Simbolismos – O texto de hoje é altamente simbólico – usa uma técnica da literatura judaica chamada "midrash", ou seja, uma releitura de passagens bíblicas, com o intuito de atualizá-las. Assim, Mateus quer ensinar algo sobre Jesus, usando figuras e símbolos tirados de diversos textos do Antigo Testamento. Por exemplo:

Magos – Vêm os magos (nem três, nem reis!), buscando o Rei dos Judeus. Esses magos lembram os magos que enfrentavam e foram derrotados por Moisés (Ex 7,11.22; 8,3.14-15; 9,11), e acabaram reconhecendo o poder de Deus nas maravilhas feitas por ele.

Estrela – A estrela é sinal da vinda do Messias, prevista na profecia de Balaão (Nm 24,17).

Belém – O menino nasce em Belém, segundo a profecia de Miquéias (Mq 5,1).

Presentes – Os presentes lembram as profecias de Isaías sobre os estrangeiros que viriam a Jerusalém, trazendo presentes para Deus (Is 49,23; 60,5; Sl 72,10-11).

Massacre – Herodes é o novo Faraó, também massacra os filhos do povo de Deus (Ex 1,8.16).

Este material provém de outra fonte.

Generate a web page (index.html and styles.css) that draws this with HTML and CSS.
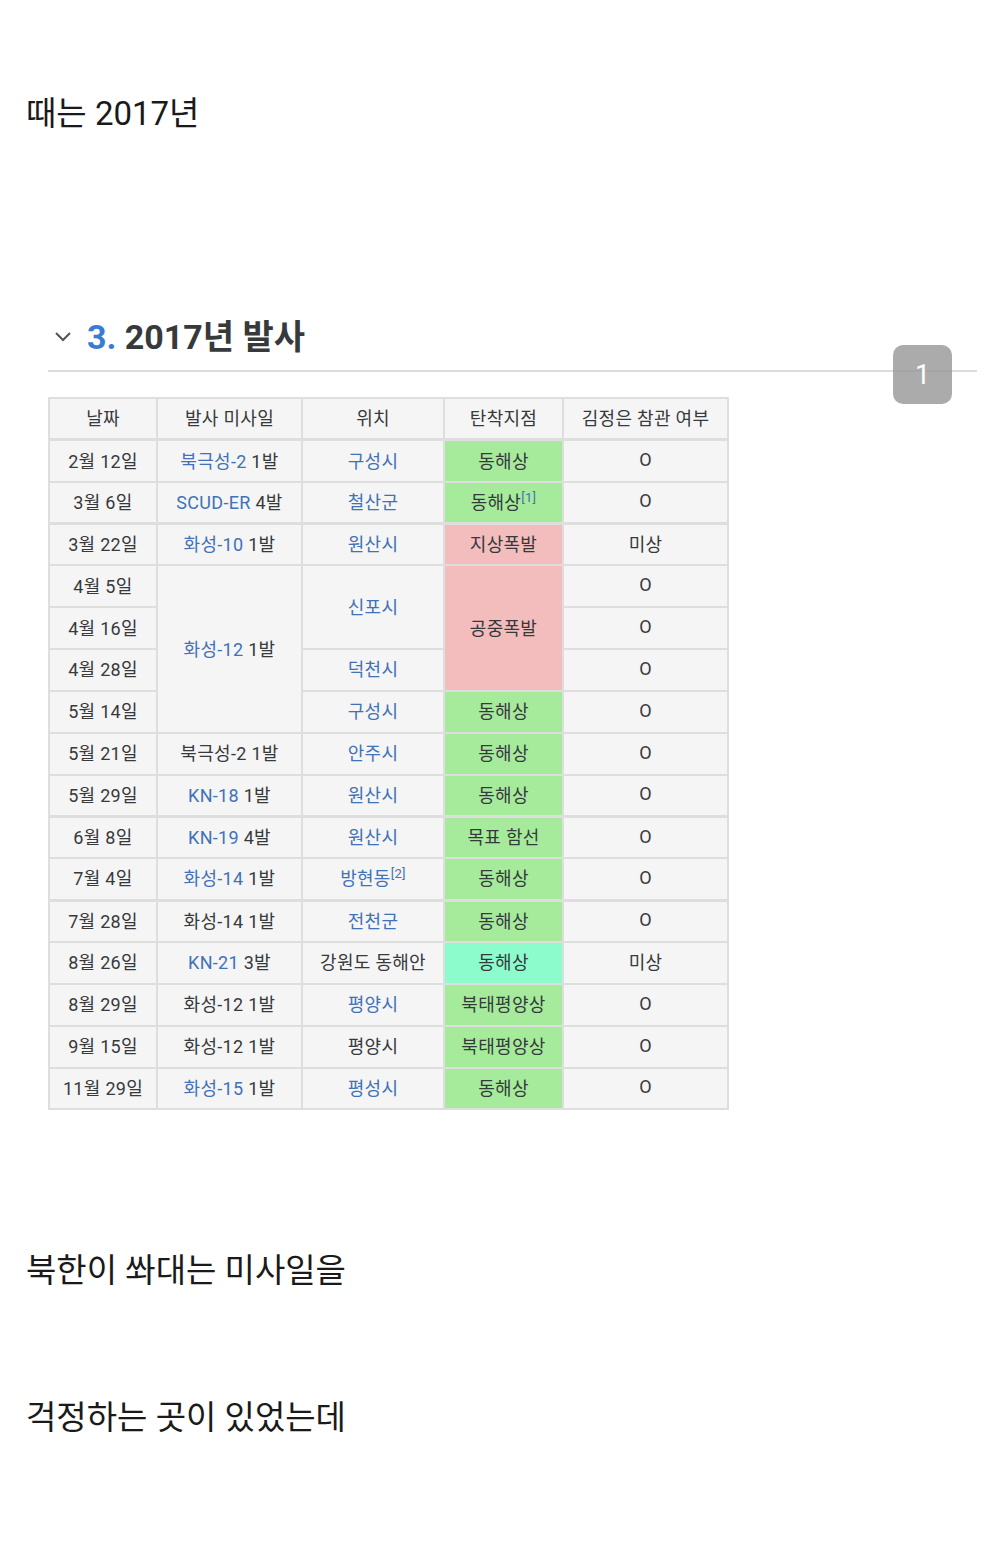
FILE: index.html
```html
<!DOCTYPE html>
<html lang="ko">
<head>
<meta charset="utf-8">
<link rel="stylesheet" href="styles.css">
</head>
<body>
<div class="page">
  <p class="txt first">때는 2017년</p>

  <div class="section">
    <h2 class="heading"><svg class="chev" width="18" height="12" viewBox="0 0 18 12"><path d="M2 2 L9 9 L16 2" fill="none" stroke="#555" stroke-width="2"/></svg><span class="num">3.</span> 2017년 발사</h2>
    <div class="badge">1</div>

    <table class="launch">
      <colgroup>
        <col class="c1"><col class="c2"><col class="c3"><col class="c4"><col class="c5">
      </colgroup>
      <thead>
        <tr><th>날짜</th><th>발사 미사일</th><th>위치</th><th>탄착지점</th><th>김정은 참관 여부</th></tr>
      </thead>
      <tbody>
        <tr><td>2월 12일</td><td><a>북극성-2</a> 1발</td><td><a>구성시</a></td><td class="g">동해상</td><td>O</td></tr>
        <tr><td>3월 6일</td><td><a>SCUD-ER</a> 4발</td><td><a>철산군</a></td><td class="g">동해상<sup>[1]</sup></td><td>O</td></tr>
        <tr class="sep"><td>3월 22일</td><td><a>화성-10</a> 1발</td><td><a>원산시</a></td><td class="r">지상폭발</td><td>미상</td></tr>
        <tr><td>4월 5일</td><td rowspan="4"><a>화성-12</a> 1발</td><td rowspan="2"><a>신포시</a></td><td rowspan="3" class="r">공중폭발</td><td>O</td></tr>
        <tr><td>4월 16일</td><td>O</td></tr>
        <tr><td>4월 28일</td><td><a>덕천시</a></td><td>O</td></tr>
        <tr><td>5월 14일</td><td><a>구성시</a></td><td class="g">동해상</td><td>O</td></tr>
        <tr><td>5월 21일</td><td>북극성-2 1발</td><td><a>안주시</a></td><td class="g">동해상</td><td>O</td></tr>
        <tr><td>5월 29일</td><td><a>KN-18</a> 1발</td><td><a>원산시</a></td><td class="g">동해상</td><td>O</td></tr>
        <tr class="sep"><td>6월 8일</td><td><a>KN-19</a> 4발</td><td><a>원산시</a></td><td class="g">목표 함선</td><td>O</td></tr>
        <tr><td>7월 4일</td><td><a>화성-14</a> 1발</td><td><a>방현동</a><sup>[2]</sup></td><td class="g">동해상</td><td>O</td></tr>
        <tr class="sep"><td>7월 28일</td><td>화성-14 1발</td><td><a>전천군</a></td><td class="g">동해상</td><td>O</td></tr>
        <tr><td>8월 26일</td><td><a>KN-21</a> 3발</td><td>강원도 동해안</td><td class="c">동해상</td><td>미상</td></tr>
        <tr><td>8월 29일</td><td>화성-12 1발</td><td><a>평양시</a></td><td class="g">북태평양상</td><td>O</td></tr>
        <tr><td>9월 15일</td><td>화성-12 1발</td><td>평양시</td><td class="g">북태평양상</td><td>O</td></tr>
        <tr><td>11월 29일</td><td><a>화성-15</a> 1발</td><td><a>평성시</a></td><td class="g">동해상</td><td>O</td></tr>
      </tbody>
    </table>
  </div>

  <p class="txt second">북한이 쏴대는 미사일을</p>
  <p class="txt third">걱정하는 곳이 있었는데</p>
</div>
</body>
</html>
```

FILE: styles.css
```css
* { box-sizing: border-box; }
html, body { margin: 0; padding: 0; background: #fff; }
body {
  font-family: Roboto, "Noto Sans CJK KR", "Noto Sans", sans-serif;
  color: #1a1a1a;
}
.page { width: 1000px; height: 1545px; padding: 0; }

.txt {
  margin: 0;
  padding-left: 26px;
  font-size: 33px;
  line-height: 48px;
  color: #1a1a1a;
}
.first { padding-top: 90px; }

.section {
  position: relative;
  margin: 166px 23px 0 48px;
}
.heading {
  margin: 0;
  height: 68px;
  line-height: 66px;
  padding-left: 6px;
  font-size: 34px;
  font-weight: 700;
  color: #373a3c;
  border-bottom: 2px solid #dcdcdc;
  white-space: nowrap;
}
.chev { margin-right: 15px; vertical-align: middle; position: relative; top: -3px; }
.num { color: #3a7bd5; }

.badge {
  position: absolute;
  left: 845px;
  top: 41px;
  width: 59px;
  height: 59px;
  border-radius: 10px;
  background: rgba(150,150,150,0.8);
  color: #fff;
  font-size: 27px;
  display: flex;
  align-items: center;
  justify-content: center;
}

.launch {
  margin-top: 25px;
  border-collapse: collapse;
  table-layout: fixed;
  width: 679px;
  font-size: 18px;
  color: #373a3c;
  letter-spacing: 0.3px;
}
.c1 { width: 108px; }
.c2 { width: 145px; }
.c3 { width: 142px; }
.c4 { width: 119px; }
.c5 { width: 165px; }

.launch th, .launch td {
  border: 2px solid #dedede;
  background: #f5f5f5;
  text-align: center;
  vertical-align: middle;
  height: 41.85px;
  padding: 0 2px 3px;
  font-weight: 400;
  white-space: nowrap;
}
.launch tr.sep td { border-top-width: 3px; }
.launch thead th { border-bottom-width: 3px; }
.launch td.g { background: #a6eb9c; }
.launch td.r { background: #f4bdbd; }
.launch td.c { background: #8cfccd; }
.launch a { color: #3f72b6; text-decoration: none; }
.launch sup { color: #3f72b6; font-size: 13px; vertical-align: 7px; line-height: 0; }

.second { margin-top: 137px; }
.third { margin-top: 99px; }
```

Reações – O texto chama atenção pelas reações diferentes diante do acontecido. Os que deveriam reconhecer o Messias – pois são versados nas escrituras – ficam alarmados, pois, para eles, opressores do povo através da religião e da política, Jesus e a sua mensagem constituem uma ameaça. Outros, pagãos do Oriente, buscando sem ter certeza, arriscam muito para descobrir o verdadeiro Deus, e entregam-lhe presentes, sinal da partilha, que será característica do Reino que Jesus veio pregar.

Novo sinal – Hoje em dia verificam-se as mesmas reações diante de Jesus e do seu Evangelho. Muitos querem reduzir os eventos religiosos a algo folclórico com shows e cantos, mas que de forma alguma questionam a nossa sociedade e os seus valores. Para outros, o Menino na estribaria é um sinal do novo Projeto de Deus, o mundo fraterno, no qual todas as pessoas de boa vontade têm que se unir, seja qual for a sua raça, nação, gênero ou religião, para construir a fraternidade que Deus quer.

Mensagem – Jesus não precisa de presentes e sim do nosso esforço na vivência de seu Reino. Não caiamos na celebração oca das histórias do Ciclo Natalino, reduzindo o seu sentido a algo somente sentimental e folclórico. Na prática, temos que optar entre a vivência religiosa vazia, como a de Herodes e dos Sumos Sacerdotes, ou a mensagem libertadora do Menino de Belém, que convoca a todos (representados pelos magos) para a construção de um mundo de paz, de fraternidade e justiça, pois Jesus veio para que "todos tenham vida e a tenham plenamente" (Jo 10,10).